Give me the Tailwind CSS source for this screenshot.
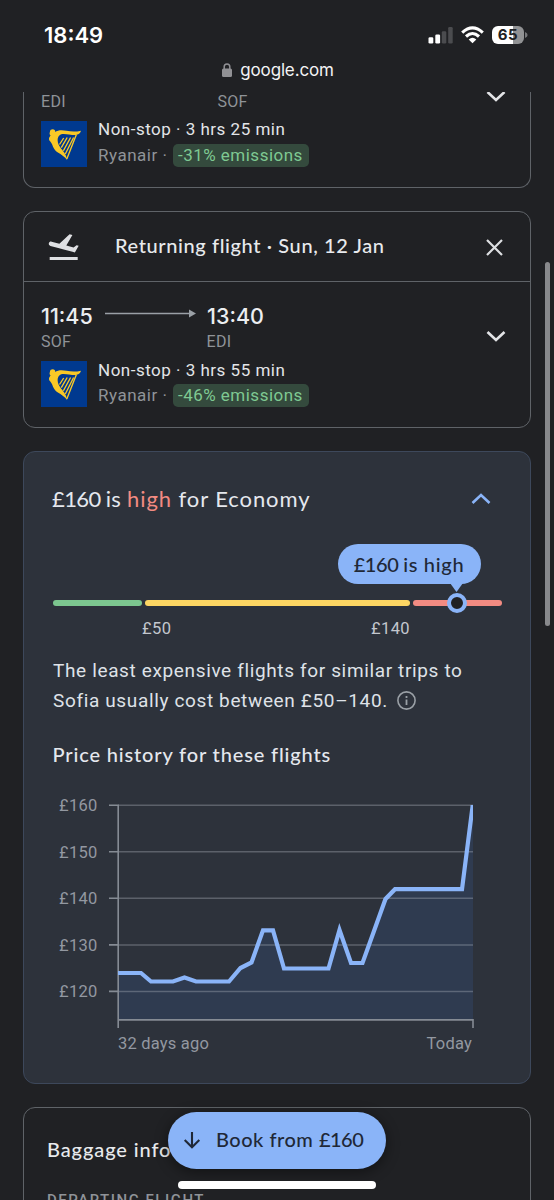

---

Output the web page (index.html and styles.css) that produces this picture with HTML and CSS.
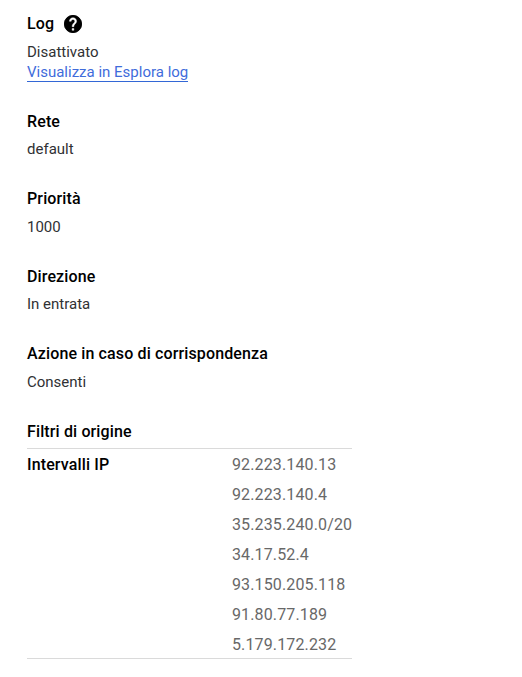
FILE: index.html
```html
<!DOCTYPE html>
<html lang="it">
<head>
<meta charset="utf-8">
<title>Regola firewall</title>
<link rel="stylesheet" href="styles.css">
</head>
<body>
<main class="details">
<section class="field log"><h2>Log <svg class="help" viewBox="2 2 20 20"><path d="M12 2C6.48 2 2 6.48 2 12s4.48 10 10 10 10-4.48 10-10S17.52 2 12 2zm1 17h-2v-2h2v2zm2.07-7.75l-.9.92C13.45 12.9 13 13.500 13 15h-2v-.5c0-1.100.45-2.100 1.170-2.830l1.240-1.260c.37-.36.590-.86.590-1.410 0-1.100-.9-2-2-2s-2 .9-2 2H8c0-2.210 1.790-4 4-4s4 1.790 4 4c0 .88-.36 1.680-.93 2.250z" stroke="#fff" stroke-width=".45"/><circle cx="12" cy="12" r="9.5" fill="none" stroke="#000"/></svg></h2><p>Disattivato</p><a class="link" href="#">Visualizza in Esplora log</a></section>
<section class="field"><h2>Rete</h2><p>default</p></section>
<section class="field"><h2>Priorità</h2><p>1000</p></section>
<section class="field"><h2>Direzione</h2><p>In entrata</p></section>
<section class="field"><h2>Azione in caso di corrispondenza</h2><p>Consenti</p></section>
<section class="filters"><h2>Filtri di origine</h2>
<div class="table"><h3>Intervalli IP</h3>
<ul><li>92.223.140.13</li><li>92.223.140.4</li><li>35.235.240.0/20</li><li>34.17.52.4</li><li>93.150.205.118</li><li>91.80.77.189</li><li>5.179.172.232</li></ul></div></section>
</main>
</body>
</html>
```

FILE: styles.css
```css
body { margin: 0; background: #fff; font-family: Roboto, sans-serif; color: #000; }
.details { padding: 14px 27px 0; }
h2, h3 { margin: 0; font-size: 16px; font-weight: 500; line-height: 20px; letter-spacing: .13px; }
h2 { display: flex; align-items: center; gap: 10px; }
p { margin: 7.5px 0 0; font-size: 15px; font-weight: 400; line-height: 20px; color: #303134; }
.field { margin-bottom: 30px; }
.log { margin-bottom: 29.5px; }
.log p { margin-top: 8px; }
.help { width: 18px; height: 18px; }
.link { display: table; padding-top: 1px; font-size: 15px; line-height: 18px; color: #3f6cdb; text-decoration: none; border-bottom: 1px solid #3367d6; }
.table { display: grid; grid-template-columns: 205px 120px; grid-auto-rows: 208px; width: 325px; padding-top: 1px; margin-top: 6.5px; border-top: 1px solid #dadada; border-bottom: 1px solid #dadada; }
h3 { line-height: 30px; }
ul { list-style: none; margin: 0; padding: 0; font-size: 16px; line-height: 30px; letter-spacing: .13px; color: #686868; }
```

§ **What the task asks**:
Find the string "styles" in the listing and return every line that holds it.

§ **Result of this task**:
Output the web page (index.html and styles.css) that produces this picture with HTML and CSS.
<link rel="stylesheet" href="styles.css">
FILE: styles.css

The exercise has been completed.